Problem:
Wherever the word "image" shows up in a line, please copy that line.

-- start of Given information --

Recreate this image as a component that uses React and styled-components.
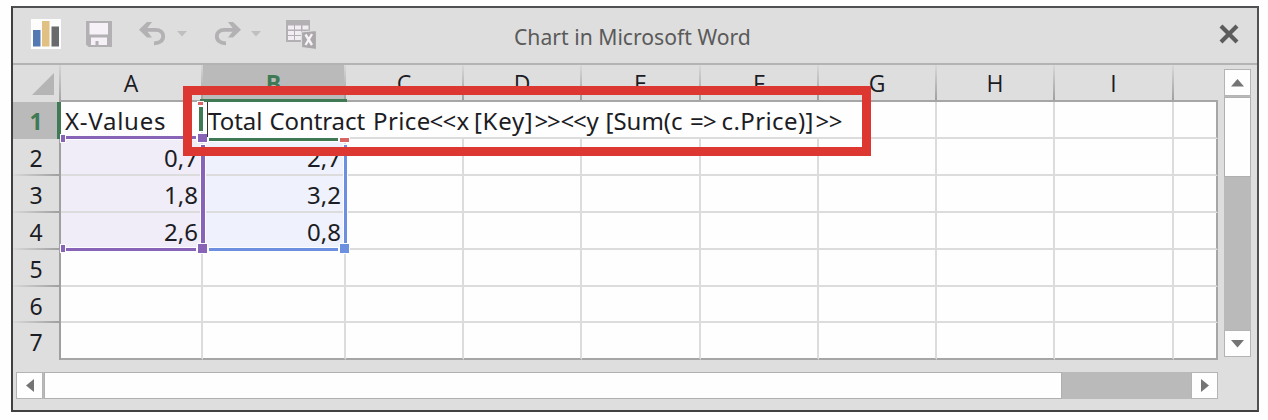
import React from 'react';
import styled, { createGlobalStyle, css } from 'styled-components';

const GlobalStyle = createGlobalStyle`
  * { box-sizing: border-box; }
  body { margin: 0; background: #fefefe; }
`;

const Page = styled.div`
  width: 1268px;
  height: 420px;
  padding: 6px 9px 8px 11px;
  overflow: hidden;
`;

const Window = styled.div`
  width: 1248px;
  height: 406px;
  display: flex;
  flex-direction: column;
  background: #dedede;
  border: 2px solid #505152;
  border-left-color: #3f4041;
  border-bottom-color: #3f4041;
`;

const TitleBar = styled.header`
  height: 57px;
  flex: none;
  display: grid;
  grid-template-columns: 1fr auto 1fr;
  align-items: center;
  border-bottom: 2px solid #b3b3b3;
`;

const Tools = styled.div`
  display: flex;
  align-items: center;
  padding: 0 0 3px 18px;
  height: 100%;
`;

const ToolIcon = styled.svg`
  display: block;
  flex: none;
  margin-left: ${(p) => p.$gap || 0}px;
`;

const Title = styled.h1`
  margin: 2px 0 0;
  width: 242px;
  font: 400 22.5px/30px "Noto Sans", "Open Sans", sans-serif;
  color: #5a5a5a;
  white-space: nowrap;
  transform: scaleX(0.94);
  transform-origin: 0 50%;
`;

const CloseButton = styled.button`
  justify-self: end;
  margin: 0 18px 4px 0;
  padding: 0;
  border: 0;
  background: none;
  height: 20px;
`;

const Body = styled.div`
  display: flex;
  height: 295px;
  flex: none;
`;

const Sheet = styled.div`
  position: relative;
  width: 1205px;
  display: grid;
  grid-template-columns: 48px 142px 143px 118px 118px 119px 118px 118px 118px 119px 44px;
  grid-template-rows: 37px 37px 37px 37px 37px 37px 36px 37px;
  font-family: "Noto Sans", "Open Sans", sans-serif;
  font-size: 24px;
  color: #1c1c24;
`;

const headerBase = css`
  display: flex;
  align-items: center;
  justify-content: center;
  background: ${(p) => (p.$active ? '#bababa' : '#dedede')};
  color: ${(p) => (p.$active ? '#3f7a55' : '#1c1c24')};
  font-weight: ${(p) => (p.$active ? 700 : 400)};
`;

const Corner = styled.div`
  display: flex;
  justify-content: flex-end;
  align-items: flex-end;
  padding: 0 5px 7px 0;
  border-right: 2px solid;
  border-image: linear-gradient(#d8d8d8, #a0a0a0) 2;
`;

const ColumnHeader = styled.div`
  ${headerBase}
  font-family: "Open Sans", "Noto Sans", sans-serif;
  font-size: 23px;
  border-bottom: 2px solid #a6a6a6;
  padding: 1px 2px 0 0;
  background-image: ${(p) => (p.$last ? 'none' : 'linear-gradient(#d8d8d8, #a0a0a0)')};
  background-size: 2px 100%;
  background-position: right top;
  background-repeat: no-repeat;
`;

const RowHeader = styled.div`
  ${headerBase}
  font-size: 23px;
  border-right: ${(p) => (p.$active ? '4px solid #3f7a55' : '2px solid #a0a0a0')};
  padding: ${(p) => (p.$active ? '3px 0 2px 2px' : '3px 0 2px')};
  background-image: ${(p) =>
    p.$last || p.$active ? 'none' : 'linear-gradient(90deg, #d8d8d8, #a0a0a0)'};
  background-size: 100% 2px;
  background-position: left bottom;
  background-repeat: no-repeat;
`;

const Cell = styled.div`
  display: flex;
  align-items: center;
  justify-content: ${(p) => (p.$numeric ? 'flex-end' : 'flex-start')};
  padding: ${(p) => (p.$numeric ? '1px 3px 0 0' : '1px 0 0 4px')};
  background: ${(p) => p.$tint || '#fefefe'};
  border-right: 2px solid ${(p) => (p.$lastCol ? '#a6a6a6' : '#dcdcdc')};
  border-bottom: 2px solid ${(p) => (p.$lastRow ? '#a6a6a6' : '#dcdcdc')};
  letter-spacing: ${(p) => (p.$numeric ? 0 : 0.75)}px;
  white-space: nowrap;
`;

/* One token of the template expression; tokens keep a fixed advance. */
const Token = styled.span`
  flex: none;
  width: ${(p) => p.$w}px;
  letter-spacing: ${(p) => p.$spacing || 0}px;
  white-space: pre;
`;

/* Overlays that sit above the grid: range outlines, the cell editor, the callout. */
const Overlay = styled.div`
  position: absolute;
  left: ${(p) => p.$x - 13}px;
  top: ${(p) => p.$y - 65}px;
  width: ${(p) => p.$w}px;
  height: ${(p) => p.$h}px;
`;

const RangeMark = styled(Overlay)`
  background: ${(p) => p.$color};
  box-shadow: 0 0 0 ${(p) => (p.$halo ?? 1)}px #fdfdff;
`;

const Editor = styled(Overlay)`
  display: flex;
  align-items: center;
  padding-top: 1px;
  background: #fefefe;
  border-left: 1px solid #333;
  white-space: nowrap;
`;

const Callout = styled(Overlay)`
  border: 9px solid #dc3730;
`;

const VerticalScroll = styled.div`
  display: flex;
  flex-direction: column;
  width: 27px;
  height: 288px;
  margin: 4px 0 0 6px;
  background: #bababa;
`;

const HorizontalScroll = styled.div`
  display: flex;
  width: 1202px;
  height: 27px;
  margin: 12px 0 0 3px;
  background: #bababa;
`;

const ScrollButton = styled.button`
  display: flex;
  align-items: center;
  justify-content: center;
  flex: none;
  width: 27px;
  height: 27px;
  padding: 0;
  border: 1.5px solid #b4b4b4;
  background: #fefefe;
`;

const Thumb = styled.div`
  background: #fefefe;
  border: 1px solid #b0b0b0;
  ${(p) =>
    p.$vertical
      ? 'width: 27px; height: 80px; margin-top: 1px;'
      : 'width: 1018px; height: 27px; margin-left: 1px;'}
`;

const Spacer = styled.div`
  flex: 1;
`;

const ChartIcon = () => (
  <ToolIcon width="30" height="30" viewBox="0 0 30 30">
    <rect width="30" height="30" fill="#fdfdfd" />
    <rect x="2" y="11" width="7.5" height="16.5" fill="#5379b3" />
    <rect x="11" y="2" width="7.5" height="25.5" fill="#e0c083" />
    <rect x="20.5" y="7.500" width="7.500" height="20" fill="#686a6b" />
  </ToolIcon>
);

const SaveIcon = () => (
  <ToolIcon $gap={25} width="27" height="26" viewBox="0 0 27 26">
    <path fill="#b3b0b4" d="M0 0H26V26H2.500L0 23.500Z" />
    <rect x="3.500" y="2" width="18.500" height="11.500" fill="#f6f0f7" />
    <path fill="#f6f0f7" d="M5 16.500H21V24H12.500V20H9.500V24H5Z" />
  </ToolIcon>
);

const UndoIcon = ({ flip, gap }) => (
  <ToolIcon $gap={gap} width="28" height="26" viewBox="0 0 28 26">
    <g transform={flip ? 'translate(28 0) scale(-1 1)' : undefined}>
      <path
        d="M4 8.800H16.500C21.500 8.800 24.200 11.700 24.200 15.300C24.200 19.300 21 22.300 15 22.300"
        fill="none"
        stroke="#b3b1b3"
        strokeWidth="3.800"
      />
      <path d="M0 8.800L8 1H13L7 8.800L13 16.500H8Z" fill="#b3b1b3" />
    </g>
  </ToolIcon>
);

const Caret = ({ gap }) => (
  <ToolIcon $gap={gap} width="10" height="6" viewBox="0 0 10 6">
    <path d="M0 0H10L5 5.500Z" fill="#c0bfc0" />
  </ToolIcon>
);

const TableIcon = () => (
  <ToolIcon $gap={25} width="31" height="31" viewBox="0 0 31 31">
    <rect x="0" y="1" width="24" height="22" fill="#b3b0b3" />
    <g fill="#f1edf2">
      {[6.5, 12, 17].map((y) =>
        [2, 9, 16.5].map((x) => (
          <rect key={`${x}-${y}`} x={x} y={y} width="6" height="4" />
        ))
      )}
    </g>
    <path d="M15.500 13L30.500 11.500V30.500L15.500 28.500Z" fill="#aaa8aa" stroke="#dedede" strokeWidth="1.200" />
    <path d="M19.500 15.500L26 26M26 15L19.500 26" stroke="#f6f2f6" strokeWidth="2.400" fill="none" />
  </ToolIcon>
);

const arrows = {
  up: 'M0 7.500L6.500 0L13 7.500Z',
  down: 'M0 0H13L6.500 7.500Z',
  left: 'M8 0V13L0 6.500Z',
  right: 'M0 0V13L8 6.500Z',
};

const Arrow = ({ dir }) => (
  <svg width={dir === 'up' || dir === 'down' ? 13 : 8} height={dir === 'up' || dir === 'down' ? 8 : 13}>
    <path d={arrows[dir]} fill="#747474" />
  </svg>
);

const columns = ['A', 'B', 'C', 'D', 'E', 'F', 'G', 'H', 'I', ''];
const rows = [
  ['X-Values', ''],
  ['0,7', '2,7'],
  ['1,8', '3,2'],
  ['2,6', '0,8'],
  [],
  [],
  [],
];

const tokens = [
  ['Total ', 61.5, 0],
  ['Contract ', 103.5, -0.1],
  ['Price', 56.5, 0.4],
  ['<<', 27, -0.8],
  ['x ', 17.5, 0],
  ['[Key]', 60.5, 0.7],
  ['>>', 26, -1.2],
  ['<<', 26, -1.2],
  ['y ', 19, 0],
  ['[Sum(c ', 84.5, 0],
  ['=> ', 31.5, -0.8],
  ['c.Price)]', 94, 0.4],
  ['>>', 27, -0.4],
];

const PURPLE = '#8764b8';
const BLUE = '#6c8fe0';
const GREEN = '#3f7a55';
const RED = '#d86464';

const marks = [
  [66, 136, 130, 3, PURPLE],
  [201, 145, 4, 98, PURPLE],
  [66, 248, 130, 3, PURPLE],
  [344, 145, 3, 98, BLUE],
  [209, 248, 129, 3, BLUE],
  [61, 135, 4, 7, PURPLE],
  [61, 245, 4, 7, PURPLE],
  [198, 134, 9, 8, PURPLE],
  [198, 244, 9, 9, PURPLE],
  [340, 244, 9, 9, BLUE],
];

const tintFor = (r, c) => {
  if (r < 1 || r > 3) return undefined;
  return c === 0 ? '#f1edf8' : c === 1 ? '#eff2fc' : undefined;
};

export default function App() {
  return (
    <Page>
      <GlobalStyle />
      <Window>
        <TitleBar>
          <Tools>
            <ChartIcon />
            <SaveIcon />
            <UndoIcon gap={26} />
            <Caret gap={10} />
            <UndoIcon flip gap={26} />
            <Caret gap={10} />
            <TableIcon />
          </Tools>
          <Title>Chart in Microsoft Word</Title>
          <CloseButton aria-label="Close">
            <svg width="20" height="20" viewBox="0 0 20 20">
              <path d="M2 2L18 18M18 2L2 18" stroke="#5c5c5c" strokeWidth="4.200" />
            </svg>
          </CloseButton>
        </TitleBar>
        <Body>
          <Sheet>
            <Corner>
              <svg width="22" height="22">
                <path d="M22 0V22H0Z" fill="#b5b5b5" />
              </svg>
            </Corner>
            {columns.map((name, i) => (
              <ColumnHeader key={i} $active={name === 'B'} $last={i === columns.length - 1}>
                {name}
              </ColumnHeader>
            ))}
            {rows.map((row, r) => (
              <React.Fragment key={r}>
                <RowHeader $active={r === 0} $last={r === rows.length - 1}>{r + 1}</RowHeader>
                {columns.map((_, c) => (
                  <Cell
                    key={c}
                    $numeric={r > 0}
                    $tint={tintFor(r, c)}
                    $lastCol={c === columns.length - 1}
                    $lastRow={r === rows.length - 1}
                  >
                    {row[c]}
                  </Cell>
                ))}
              </React.Fragment>
            ))}
            {marks.map(([x, y, w, h, color]) => (
              <RangeMark key={`${x}-${y}`} $x={x} $y={y} $w={w} $h={h} $color={color} />
            ))}
            <Editor $x={207} $y={102} $w={640} $h={35}>
              {tokens.map(([text, w, spacing], i) => (
                <Token key={i} $w={w} $spacing={spacing}>{text}</Token>
              ))}
            </Editor>
            <RangeMark $x={200} $y={99} $w={147} $h={3} $color={GREEN} $halo={0} />
            <RangeMark $x={199} $y={107} $w={4} $h={24} $color={GREEN} />
            <RangeMark $x={209} $y={138} $w={129} $h={3} $color={GREEN} />
            <RangeMark $x={198} $y={102} $w={5} $h={3} $color={RED} />
            <RangeMark $x={340} $y={138} $w={9} $h={4} $color={RED} />
            <Callout $x={183} $y={86} $w={688} $h={70} />
          </Sheet>
          <VerticalScroll>
            <ScrollButton aria-label="Scroll up"><Arrow dir="up" /></ScrollButton>
            <Thumb $vertical />
            <Spacer />
            <ScrollButton aria-label="Scroll down"><Arrow dir="down" /></ScrollButton>
          </VerticalScroll>
        </Body>
        <HorizontalScroll>
          <ScrollButton aria-label="Scroll left"><Arrow dir="left" /></ScrollButton>
          <Thumb />
          <Spacer />
          <ScrollButton aria-label="Scroll right"><Arrow dir="right" /></ScrollButton>
        </HorizontalScroll>
      </Window>
    </Page>
  );
}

-- end of Given information --

Problem solution:
Recreate this image as a component that uses React and styled-components.
  border-image: linear-gradient(#d8d8d8, #a0a0a0) 2;
  background-image: ${(p) => (p.$last ? 'none' : 'linear-gradient(#d8d8d8, #a0a0a0)')};
  background-image: ${(p) =>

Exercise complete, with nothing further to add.